— START Data provided —

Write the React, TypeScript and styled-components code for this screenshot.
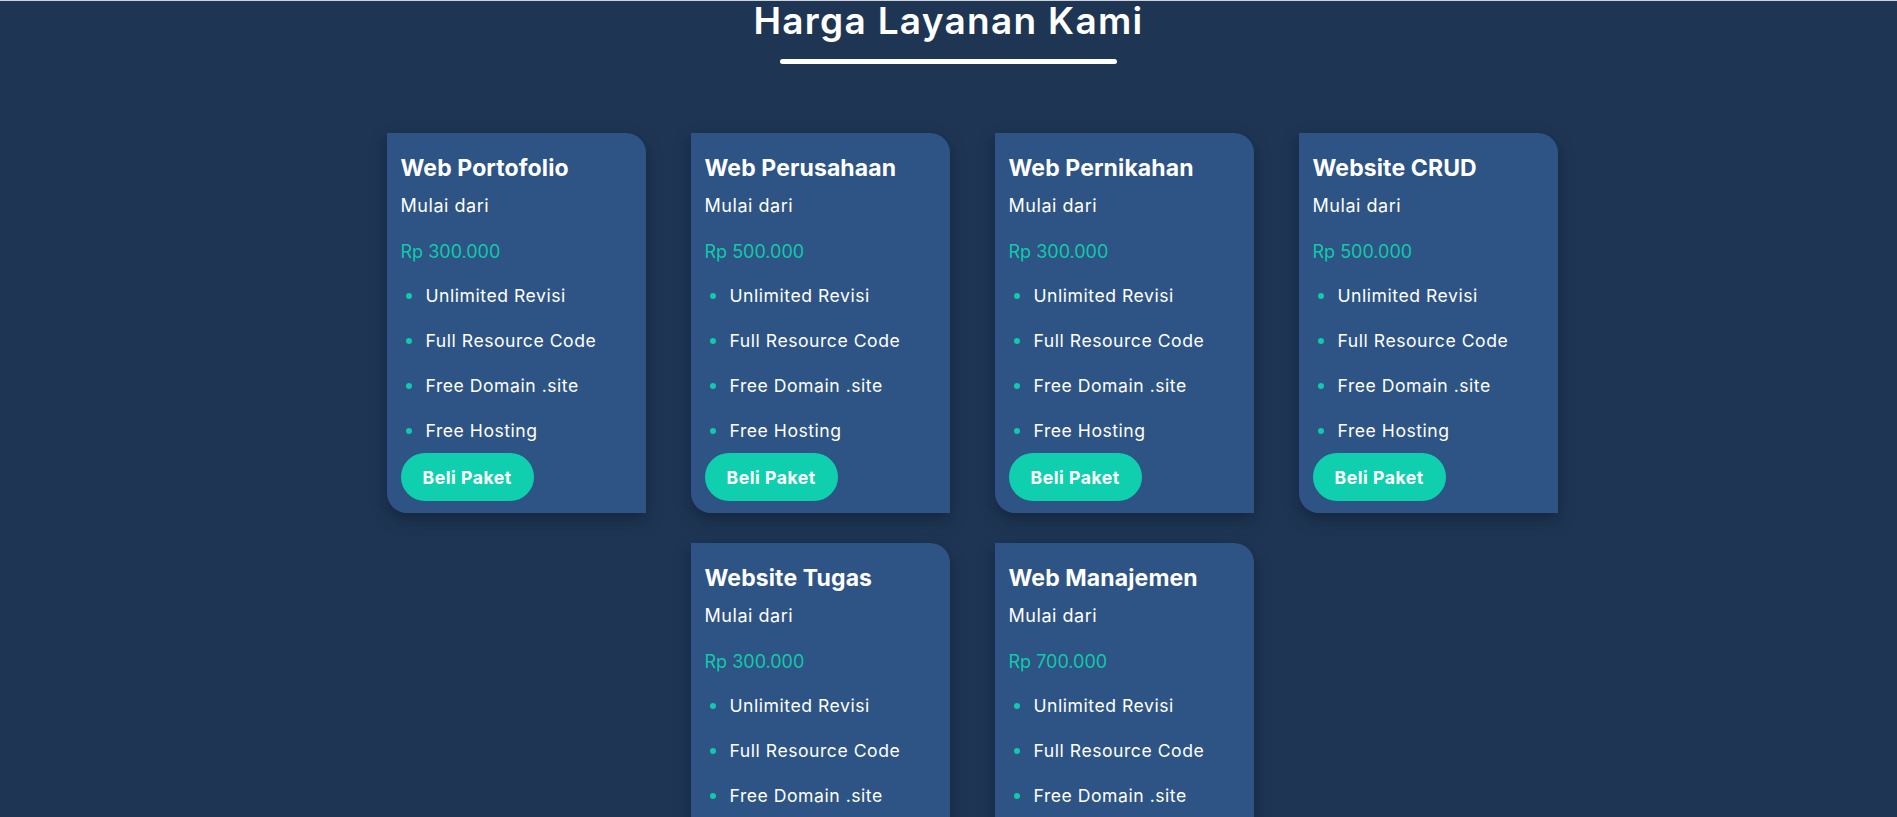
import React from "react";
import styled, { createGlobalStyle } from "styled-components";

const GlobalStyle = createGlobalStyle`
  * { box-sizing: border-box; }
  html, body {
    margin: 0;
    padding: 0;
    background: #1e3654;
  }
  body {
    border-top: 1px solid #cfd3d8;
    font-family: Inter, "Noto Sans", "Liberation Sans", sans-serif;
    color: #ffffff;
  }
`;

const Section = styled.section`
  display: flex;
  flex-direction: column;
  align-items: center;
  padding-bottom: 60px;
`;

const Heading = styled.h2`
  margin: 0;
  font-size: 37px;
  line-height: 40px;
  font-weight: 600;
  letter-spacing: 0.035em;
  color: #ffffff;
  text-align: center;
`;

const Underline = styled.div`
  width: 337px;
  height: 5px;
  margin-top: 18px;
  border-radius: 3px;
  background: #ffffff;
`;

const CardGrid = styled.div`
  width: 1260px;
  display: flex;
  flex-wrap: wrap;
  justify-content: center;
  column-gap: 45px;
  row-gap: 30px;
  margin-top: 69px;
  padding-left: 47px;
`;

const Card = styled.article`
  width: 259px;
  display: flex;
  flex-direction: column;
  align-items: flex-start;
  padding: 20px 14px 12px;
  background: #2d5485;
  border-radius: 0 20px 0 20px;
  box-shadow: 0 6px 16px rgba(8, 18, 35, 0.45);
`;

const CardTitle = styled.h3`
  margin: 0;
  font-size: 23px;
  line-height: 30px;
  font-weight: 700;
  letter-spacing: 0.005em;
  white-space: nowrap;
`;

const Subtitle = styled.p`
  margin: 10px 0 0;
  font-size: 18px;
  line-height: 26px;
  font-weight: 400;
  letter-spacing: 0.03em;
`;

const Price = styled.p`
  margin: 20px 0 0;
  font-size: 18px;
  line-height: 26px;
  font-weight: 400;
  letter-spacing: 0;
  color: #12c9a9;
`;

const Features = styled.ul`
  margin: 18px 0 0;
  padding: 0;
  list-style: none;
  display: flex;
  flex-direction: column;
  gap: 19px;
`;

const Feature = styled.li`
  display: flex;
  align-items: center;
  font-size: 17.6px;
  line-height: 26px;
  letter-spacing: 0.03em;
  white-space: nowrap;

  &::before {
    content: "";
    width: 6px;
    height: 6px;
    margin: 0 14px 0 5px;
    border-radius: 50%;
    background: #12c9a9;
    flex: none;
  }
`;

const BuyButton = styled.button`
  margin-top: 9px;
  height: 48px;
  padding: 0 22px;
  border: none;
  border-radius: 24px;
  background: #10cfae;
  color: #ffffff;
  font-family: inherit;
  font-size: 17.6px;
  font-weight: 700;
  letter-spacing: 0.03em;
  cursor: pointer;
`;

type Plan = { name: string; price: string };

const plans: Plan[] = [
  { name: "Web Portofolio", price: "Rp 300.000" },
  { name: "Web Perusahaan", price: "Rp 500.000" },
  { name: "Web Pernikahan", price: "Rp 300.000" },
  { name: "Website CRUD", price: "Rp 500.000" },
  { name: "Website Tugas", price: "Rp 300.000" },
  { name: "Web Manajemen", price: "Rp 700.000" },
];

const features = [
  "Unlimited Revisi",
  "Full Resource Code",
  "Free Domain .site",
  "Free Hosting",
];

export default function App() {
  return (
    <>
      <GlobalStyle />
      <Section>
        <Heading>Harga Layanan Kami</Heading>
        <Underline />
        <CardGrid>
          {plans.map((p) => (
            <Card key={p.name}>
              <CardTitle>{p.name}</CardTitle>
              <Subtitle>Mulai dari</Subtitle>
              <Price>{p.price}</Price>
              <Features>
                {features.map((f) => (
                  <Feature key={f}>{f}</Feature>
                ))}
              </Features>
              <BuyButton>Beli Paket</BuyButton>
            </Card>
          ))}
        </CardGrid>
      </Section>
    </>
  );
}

— END Data provided —

- _Required task_: Return all of the data exactly as written, and drop the pictures.

- _Result for this exercise_:
Write the React, TypeScript and styled-components code for this screenshot.
import React from "react";
import styled, { createGlobalStyle } from "styled-components";

const GlobalStyle = createGlobalStyle`
  * { box-sizing: border-box; }
  html, body {
    margin: 0;
    padding: 0;
    background: #1e3654;
  }
  body {
    border-top: 1px solid #cfd3d8;
    font-family: Inter, "Noto Sans", "Liberation Sans", sans-serif;
    color: #ffffff;
  }
`;

const Section = styled.section`
  display: flex;
  flex-direction: column;
  align-items: center;
  padding-bottom: 60px;
`;

const Heading = styled.h2`
  margin: 0;
  font-size: 37px;
  line-height: 40px;
  font-weight: 600;
  letter-spacing: 0.035em;
  color: #ffffff;
  text-align: center;
`;

const Underline = styled.div`
  width: 337px;
  height: 5px;
  margin-top: 18px;
  border-radius: 3px;
  background: #ffffff;
`;

const CardGrid = styled.div`
  width: 1260px;
  display: flex;
  flex-wrap: wrap;
  justify-content: center;
  column-gap: 45px;
  row-gap: 30px;
  margin-top: 69px;
  padding-left: 47px;
`;

const Card = styled.article`
  width: 259px;
  display: flex;
  flex-direction: column;
  align-items: flex-start;
  padding: 20px 14px 12px;
  background: #2d5485;
  border-radius: 0 20px 0 20px;
  box-shadow: 0 6px 16px rgba(8, 18, 35, 0.45);
`;

const CardTitle = styled.h3`
  margin: 0;
  font-size: 23px;
  line-height: 30px;
  font-weight: 700;
  letter-spacing: 0.005em;
  white-space: nowrap;
`;

const Subtitle = styled.p`
  margin: 10px 0 0;
  font-size: 18px;
  line-height: 26px;
  font-weight: 400;
  letter-spacing: 0.03em;
`;

const Price = styled.p`
  margin: 20px 0 0;
  font-size: 18px;
  line-height: 26px;
  font-weight: 400;
  letter-spacing: 0;
  color: #12c9a9;
`;

const Features = styled.ul`
  margin: 18px 0 0;
  padding: 0;
  list-style: none;
  display: flex;
  flex-direction: column;
  gap: 19px;
`;

const Feature = styled.li`
  display: flex;
  align-items: center;
  font-size: 17.6px;
  line-height: 26px;
  letter-spacing: 0.03em;
  white-space: nowrap;

  &::before {
    content: "";
    width: 6px;
    height: 6px;
    margin: 0 14px 0 5px;
    border-radius: 50%;
    background: #12c9a9;
    flex: none;
  }
`;

const BuyButton = styled.button`
  margin-top: 9px;
  height: 48px;
  padding: 0 22px;
  border: none;
  border-radius: 24px;
  background: #10cfae;
  color: #ffffff;
  font-family: inherit;
  font-size: 17.6px;
  font-weight: 700;
  letter-spacing: 0.03em;
  cursor: pointer;
`;

type Plan = { name: string; price: string };

const plans: Plan[] = [
  { name: "Web Portofolio", price: "Rp 300.000" },
  { name: "Web Perusahaan", price: "Rp 500.000" },
  { name: "Web Pernikahan", price: "Rp 300.000" },
  { name: "Website CRUD", price: "Rp 500.000" },
  { name: "Website Tugas", price: "Rp 300.000" },
  { name: "Web Manajemen", price: "Rp 700.000" },
];

const features = [
  "Unlimited Revisi",
  "Full Resource Code",
  "Free Domain .site",
  "Free Hosting",
];

export default function App() {
  return (
    <>
      <GlobalStyle />
      <Section>
        <Heading>Harga Layanan Kami</Heading>
        <Underline />
        <CardGrid>
          {plans.map((p) => (
            <Card key={p.name}>
              <CardTitle>{p.name}</CardTitle>
              <Subtitle>Mulai dari</Subtitle>
              <Price>{p.price}</Price>
              <Features>
                {features.map((f) => (
                  <Feature key={f}>{f}</Feature>
                ))}
              </Features>
              <BuyButton>Beli Paket</BuyButton>
            </Card>
          ))}
        </CardGrid>
      </Section>
    </>
  );
}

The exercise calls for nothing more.